Problem requirements ->
Repeat exactly the lines from the line with "Output the component" to the line with "name: '大学生心理健康调查问卷', count: 96", including both, and leave out any pictures.

Material supplied ->

•••••

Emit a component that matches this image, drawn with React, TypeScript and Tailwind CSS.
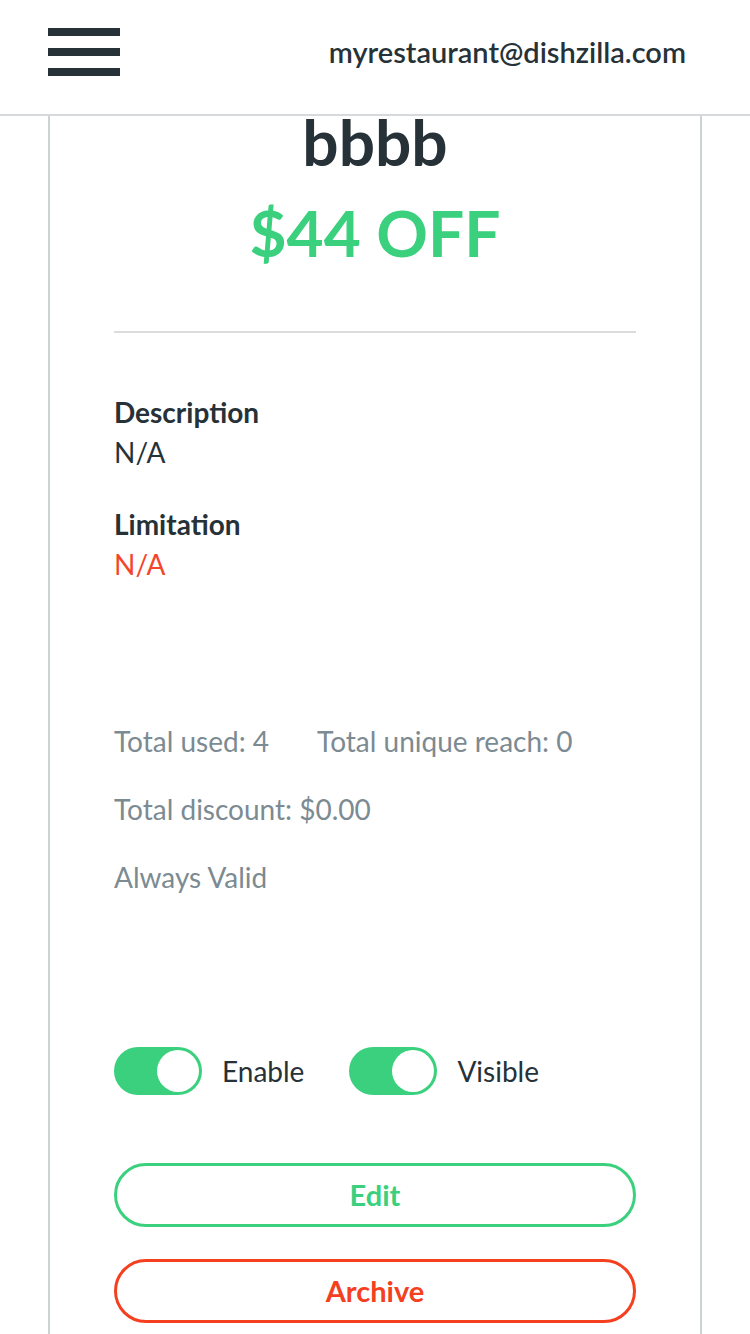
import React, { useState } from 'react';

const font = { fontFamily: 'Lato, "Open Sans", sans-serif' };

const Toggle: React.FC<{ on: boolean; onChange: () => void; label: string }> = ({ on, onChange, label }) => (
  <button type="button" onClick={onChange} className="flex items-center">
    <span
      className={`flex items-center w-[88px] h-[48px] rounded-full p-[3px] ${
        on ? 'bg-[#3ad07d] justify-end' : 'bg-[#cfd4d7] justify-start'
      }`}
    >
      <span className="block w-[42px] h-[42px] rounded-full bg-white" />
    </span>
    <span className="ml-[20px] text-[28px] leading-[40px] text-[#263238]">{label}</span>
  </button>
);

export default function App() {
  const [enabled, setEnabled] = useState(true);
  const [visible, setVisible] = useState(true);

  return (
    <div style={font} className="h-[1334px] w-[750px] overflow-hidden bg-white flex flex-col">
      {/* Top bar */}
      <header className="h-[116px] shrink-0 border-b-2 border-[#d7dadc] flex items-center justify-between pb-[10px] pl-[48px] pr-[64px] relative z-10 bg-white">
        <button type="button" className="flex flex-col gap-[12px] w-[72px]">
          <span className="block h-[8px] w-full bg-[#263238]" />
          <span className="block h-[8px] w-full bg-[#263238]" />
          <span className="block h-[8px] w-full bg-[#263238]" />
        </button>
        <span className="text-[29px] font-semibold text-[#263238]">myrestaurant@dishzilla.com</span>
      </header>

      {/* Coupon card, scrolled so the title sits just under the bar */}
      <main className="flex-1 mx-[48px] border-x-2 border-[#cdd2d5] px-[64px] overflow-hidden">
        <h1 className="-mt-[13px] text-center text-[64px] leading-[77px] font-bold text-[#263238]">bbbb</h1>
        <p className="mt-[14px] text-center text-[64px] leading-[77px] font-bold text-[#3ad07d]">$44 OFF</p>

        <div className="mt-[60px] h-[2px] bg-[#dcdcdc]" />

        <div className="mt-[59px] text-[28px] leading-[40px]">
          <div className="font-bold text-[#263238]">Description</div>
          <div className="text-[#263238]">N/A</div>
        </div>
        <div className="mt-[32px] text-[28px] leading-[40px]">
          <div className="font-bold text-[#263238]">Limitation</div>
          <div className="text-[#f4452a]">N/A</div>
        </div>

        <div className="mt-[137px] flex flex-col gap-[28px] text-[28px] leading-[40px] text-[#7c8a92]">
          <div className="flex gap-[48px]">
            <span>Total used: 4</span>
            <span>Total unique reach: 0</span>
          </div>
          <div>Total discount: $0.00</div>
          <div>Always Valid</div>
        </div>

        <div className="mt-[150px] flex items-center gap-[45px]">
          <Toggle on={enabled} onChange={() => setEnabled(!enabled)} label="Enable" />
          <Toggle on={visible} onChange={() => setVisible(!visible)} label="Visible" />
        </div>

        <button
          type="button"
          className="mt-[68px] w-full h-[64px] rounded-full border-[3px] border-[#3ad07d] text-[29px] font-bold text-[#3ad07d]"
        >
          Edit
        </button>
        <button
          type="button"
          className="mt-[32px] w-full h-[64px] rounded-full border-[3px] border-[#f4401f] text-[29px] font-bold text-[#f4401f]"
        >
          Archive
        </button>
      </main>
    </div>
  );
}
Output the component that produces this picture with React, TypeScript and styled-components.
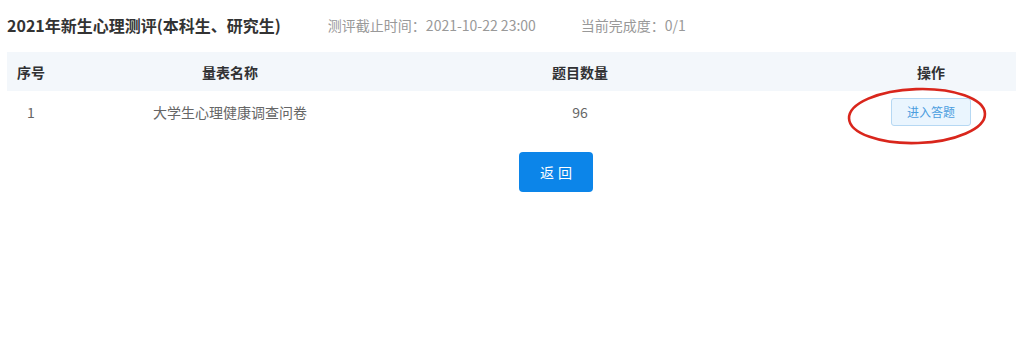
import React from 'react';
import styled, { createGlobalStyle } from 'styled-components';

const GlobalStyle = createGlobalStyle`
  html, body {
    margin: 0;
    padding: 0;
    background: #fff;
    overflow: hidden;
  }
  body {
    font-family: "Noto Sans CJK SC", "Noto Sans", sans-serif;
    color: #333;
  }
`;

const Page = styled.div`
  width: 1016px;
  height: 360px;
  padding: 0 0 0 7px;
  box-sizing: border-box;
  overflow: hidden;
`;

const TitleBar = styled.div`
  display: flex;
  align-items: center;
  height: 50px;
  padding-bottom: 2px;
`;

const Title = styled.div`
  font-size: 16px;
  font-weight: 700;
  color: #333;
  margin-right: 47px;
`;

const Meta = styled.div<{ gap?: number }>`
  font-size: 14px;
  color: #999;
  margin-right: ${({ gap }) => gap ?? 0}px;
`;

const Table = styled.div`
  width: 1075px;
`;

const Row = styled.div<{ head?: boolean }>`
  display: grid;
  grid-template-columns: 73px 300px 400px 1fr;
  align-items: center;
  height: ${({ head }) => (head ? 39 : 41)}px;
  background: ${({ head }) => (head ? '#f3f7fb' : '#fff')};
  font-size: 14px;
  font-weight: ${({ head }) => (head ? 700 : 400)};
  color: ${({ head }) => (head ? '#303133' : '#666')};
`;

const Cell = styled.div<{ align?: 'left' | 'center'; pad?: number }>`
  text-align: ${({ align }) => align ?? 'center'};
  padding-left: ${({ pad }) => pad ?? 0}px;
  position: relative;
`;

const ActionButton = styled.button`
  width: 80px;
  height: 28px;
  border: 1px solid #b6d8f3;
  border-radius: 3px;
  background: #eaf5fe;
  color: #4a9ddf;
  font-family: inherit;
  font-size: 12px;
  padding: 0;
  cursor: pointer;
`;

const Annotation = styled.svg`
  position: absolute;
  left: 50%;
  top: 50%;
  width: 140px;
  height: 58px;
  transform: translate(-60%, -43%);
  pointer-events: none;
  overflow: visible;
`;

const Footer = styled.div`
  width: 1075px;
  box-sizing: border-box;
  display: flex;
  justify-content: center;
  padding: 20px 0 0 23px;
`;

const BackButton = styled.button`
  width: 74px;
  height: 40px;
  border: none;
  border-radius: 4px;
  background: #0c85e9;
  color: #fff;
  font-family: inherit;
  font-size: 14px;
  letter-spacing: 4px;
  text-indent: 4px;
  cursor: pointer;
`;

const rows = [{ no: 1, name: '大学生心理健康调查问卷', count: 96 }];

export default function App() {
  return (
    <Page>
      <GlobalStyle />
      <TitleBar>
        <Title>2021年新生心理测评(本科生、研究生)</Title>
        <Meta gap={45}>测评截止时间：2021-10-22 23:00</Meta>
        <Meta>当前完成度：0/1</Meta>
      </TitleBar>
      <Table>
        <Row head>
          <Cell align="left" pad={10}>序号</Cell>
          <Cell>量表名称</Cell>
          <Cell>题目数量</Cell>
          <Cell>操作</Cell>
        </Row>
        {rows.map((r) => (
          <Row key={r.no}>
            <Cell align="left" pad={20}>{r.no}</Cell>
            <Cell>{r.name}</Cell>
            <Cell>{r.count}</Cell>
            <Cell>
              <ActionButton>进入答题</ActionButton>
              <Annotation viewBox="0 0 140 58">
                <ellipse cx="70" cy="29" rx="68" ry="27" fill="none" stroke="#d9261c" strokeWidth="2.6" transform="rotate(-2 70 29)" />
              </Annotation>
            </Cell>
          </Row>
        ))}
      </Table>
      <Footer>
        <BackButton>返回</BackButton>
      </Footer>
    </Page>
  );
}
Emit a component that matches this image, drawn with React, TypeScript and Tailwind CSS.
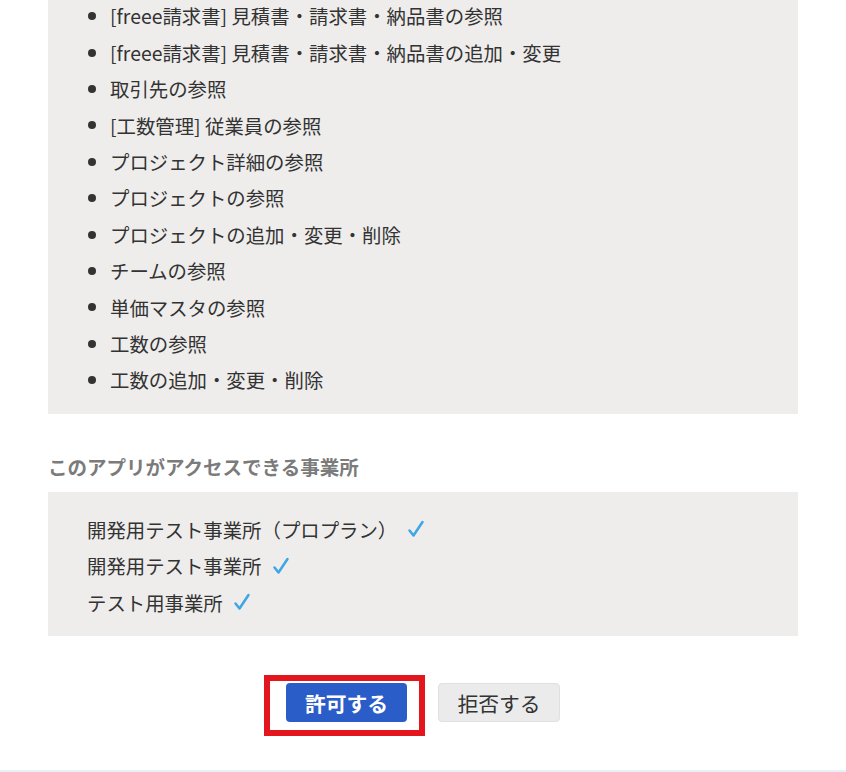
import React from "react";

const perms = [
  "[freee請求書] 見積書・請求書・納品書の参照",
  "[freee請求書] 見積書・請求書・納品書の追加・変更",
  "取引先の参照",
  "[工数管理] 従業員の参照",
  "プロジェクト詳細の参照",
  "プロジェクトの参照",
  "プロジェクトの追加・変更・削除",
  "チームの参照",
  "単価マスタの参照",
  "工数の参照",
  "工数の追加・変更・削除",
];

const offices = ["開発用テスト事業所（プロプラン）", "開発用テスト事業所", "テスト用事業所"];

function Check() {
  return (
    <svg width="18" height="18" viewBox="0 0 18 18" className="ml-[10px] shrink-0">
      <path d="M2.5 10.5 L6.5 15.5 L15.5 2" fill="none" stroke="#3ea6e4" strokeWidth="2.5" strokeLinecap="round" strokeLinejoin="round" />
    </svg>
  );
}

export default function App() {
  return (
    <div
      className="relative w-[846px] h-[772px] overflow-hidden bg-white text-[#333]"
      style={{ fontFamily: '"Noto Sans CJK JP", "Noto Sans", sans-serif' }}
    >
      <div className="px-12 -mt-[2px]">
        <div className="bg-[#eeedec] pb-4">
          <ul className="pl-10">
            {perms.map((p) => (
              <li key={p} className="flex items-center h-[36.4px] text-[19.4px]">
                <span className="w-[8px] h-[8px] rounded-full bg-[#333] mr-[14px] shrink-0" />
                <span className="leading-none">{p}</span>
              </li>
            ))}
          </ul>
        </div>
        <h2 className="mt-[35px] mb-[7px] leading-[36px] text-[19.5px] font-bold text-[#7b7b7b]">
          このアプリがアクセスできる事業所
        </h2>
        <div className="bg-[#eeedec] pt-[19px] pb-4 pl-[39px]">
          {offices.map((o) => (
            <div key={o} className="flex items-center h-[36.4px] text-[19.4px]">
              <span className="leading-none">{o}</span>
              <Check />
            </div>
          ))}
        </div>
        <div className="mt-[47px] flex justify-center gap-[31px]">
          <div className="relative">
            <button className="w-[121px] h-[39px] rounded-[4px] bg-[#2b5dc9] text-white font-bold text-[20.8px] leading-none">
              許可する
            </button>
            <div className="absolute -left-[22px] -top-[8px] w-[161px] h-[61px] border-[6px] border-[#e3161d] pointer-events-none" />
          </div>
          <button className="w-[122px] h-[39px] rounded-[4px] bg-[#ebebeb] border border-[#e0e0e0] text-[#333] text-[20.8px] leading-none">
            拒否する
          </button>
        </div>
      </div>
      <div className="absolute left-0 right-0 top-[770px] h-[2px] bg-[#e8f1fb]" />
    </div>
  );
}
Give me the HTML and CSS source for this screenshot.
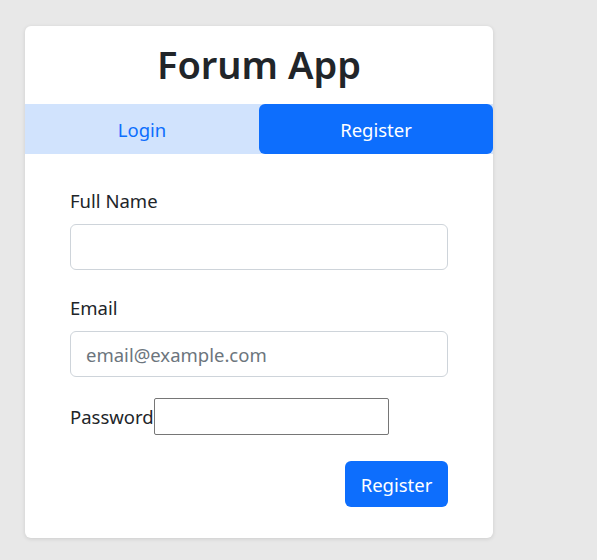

•••••

Exercise answer ->
Output the component that produces this picture with React, TypeScript and styled-components.
import React from 'react';
import styled, { createGlobalStyle } from 'styled-components';

const GlobalStyle = createGlobalStyle`
  html, body {
    margin: 0;
    padding: 0;
    background: #fff;
    overflow: hidden;
  }
  body {
    font-family: "Noto Sans CJK SC", "Noto Sans", sans-serif;
    color: #333;
  }
`;

const Page = styled.div`
  width: 1016px;
  height: 360px;
  padding: 0 0 0 7px;
  box-sizing: border-box;
  overflow: hidden;
`;

const TitleBar = styled.div`
  display: flex;
  align-items: center;
  height: 50px;
  padding-bottom: 2px;
`;

const Title = styled.div`
  font-size: 16px;
  font-weight: 700;
  color: #333;
  margin-right: 47px;
`;

const Meta = styled.div<{ gap?: number }>`
  font-size: 14px;
  color: #999;
  margin-right: ${({ gap }) => gap ?? 0}px;
`;

const Table = styled.div`
  width: 1075px;
`;

const Row = styled.div<{ head?: boolean }>`
  display: grid;
  grid-template-columns: 73px 300px 400px 1fr;
  align-items: center;
  height: ${({ head }) => (head ? 39 : 41)}px;
  background: ${({ head }) => (head ? '#f3f7fb' : '#fff')};
  font-size: 14px;
  font-weight: ${({ head }) => (head ? 700 : 400)};
  color: ${({ head }) => (head ? '#303133' : '#666')};
`;

const Cell = styled.div<{ align?: 'left' | 'center'; pad?: number }>`
  text-align: ${({ align }) => align ?? 'center'};
  padding-left: ${({ pad }) => pad ?? 0}px;
  position: relative;
`;

const ActionButton = styled.button`
  width: 80px;
  height: 28px;
  border: 1px solid #b6d8f3;
  border-radius: 3px;
  background: #eaf5fe;
  color: #4a9ddf;
  font-family: inherit;
  font-size: 12px;
  padding: 0;
  cursor: pointer;
`;

const Annotation = styled.svg`
  position: absolute;
  left: 50%;
  top: 50%;
  width: 140px;
  height: 58px;
  transform: translate(-60%, -43%);
  pointer-events: none;
  overflow: visible;
`;

const Footer = styled.div`
  width: 1075px;
  box-sizing: border-box;
  display: flex;
  justify-content: center;
  padding: 20px 0 0 23px;
`;

const BackButton = styled.button`
  width: 74px;
  height: 40px;
  border: none;
  border-radius: 4px;
  background: #0c85e9;
  color: #fff;
  font-family: inherit;
  font-size: 14px;
  letter-spacing: 4px;
  text-indent: 4px;
  cursor: pointer;
`;

const rows = [{ no: 1, name: '大学生心理健康调查问卷', count: 96 }];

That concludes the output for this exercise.